Maintaining the factory machinery in is the most important thing a large manufacturing company can do for itself, its workers and its bank account. The machines are the backbone of any manufacturing business, with production potentially grinding to a halt every time a machine breaks down. Even one day without the right tools can make it very difficult for a business to meet quotas.
Following each of the five tips listed below will help you ensure your machines are always working properly.
1. Train Workers
While it’s not practical for the business owner or manager to train every employee to service and repair the machines that they use, it is wise to have a certified repair technician on the payroll. While repairs won’t be required every day, the repair technician can train all staff on correct use of the machinery to reduce wear and tear, and even teach certain workers some small fixes for common issues. Importantly, however, they can train line employees on the warning signs to look out for when machinery is failing; ensuring problems are reported early and repaired before they become a larger issue.
2. Understand the Warranty
Purchasing new manufacturing machinery is a huge outlay in expenses, so it’s important to cover yourself as much as possible against machinery failure to ensure the machinery will last long enough for the return on investment to kick-in. Ensure you negotiate the terms and length of your warranty up-front in order to get a better deal, and keep the terms top of mind if something does go wrong. You must be sure of what the warranty on the machinery covers in order to avoid paying for repairs that should be covered by the manufacturer.
3. Financially Plan for Repairs
Manufacturing machinery is put under much duress and strain every day, so even the best machinery in the world will have issues at some point. While you can (and must) have insurance to cover machinery failure, there can be cases where the cost of repairs will need to be covered out of the company’s pocket. Therefore you must be absolutely certain that the company has enough money set aside to make repairs on the machinery and have the machines serviced regularly. Without this line-item in the budget, you could be stuck without the equipment you need and unable to spend the money to repair it. 4. Regular Service
Regular service and maintenance of large machinery is going to solve many problems before they ever become obvious, and catching problems early will give you a chance to carry out minor repairs before these problems become even larger and much more expensive. Machinery service plans will also give you access to a service and repair technician that can do repairs at a moment's notice. Without having a relationship with a service and repair company, it can be difficult to get repairs done in a timely manner. Plus, dealing with a repairs company that is unknown and chosen at the last minute could cost you more money than working with a company that is familiar with your business and machines.

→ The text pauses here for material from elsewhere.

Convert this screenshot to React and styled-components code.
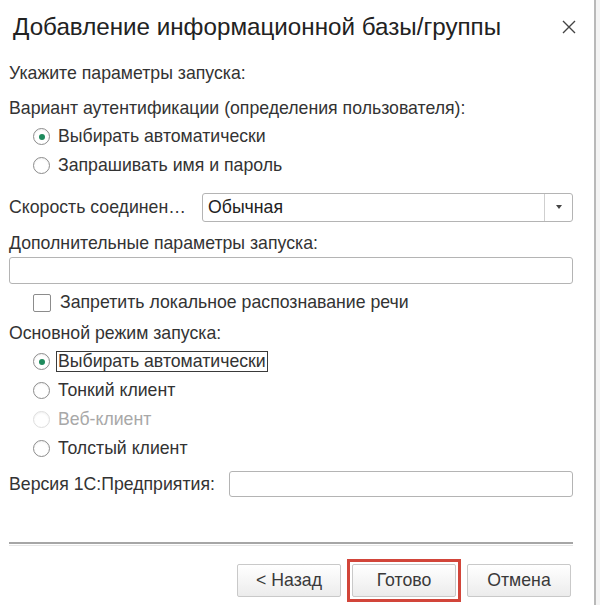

However, just like with your car, while a regular professional service will work wonders, you also need to top up on some low-level maintenance in-house from time to time. Your in-house service technician should regularly check things like:
· Lubrication on all elements with moving parts such as power transmissions and gears
· Friction and wear of seals, gaskets, bearings, v-belts and pulleys. These should be replaced if necessary
· Run torque checks on bolts as they can elongate and creep over time
Ensuring machines are serviced and repaired at regular intervals requires careful planning. Detailed records must be kept with dates for every service appointment, the date that every machine was repaired and what was repaired. This will allow you to keep track of how much money you are putting into your machines. Without this crucial step it’s impossible to accurately calculate your ROI. If a machine is constantly repaired, it is likely not returning on the investment that the company made in it.
It’s also important to plan maintenance downtime of machinery in order to reduce the impact on production as much as possible. The ideal situation is to rotate machinery downtime in a manner that will allow you to continue the manufacturing cycle.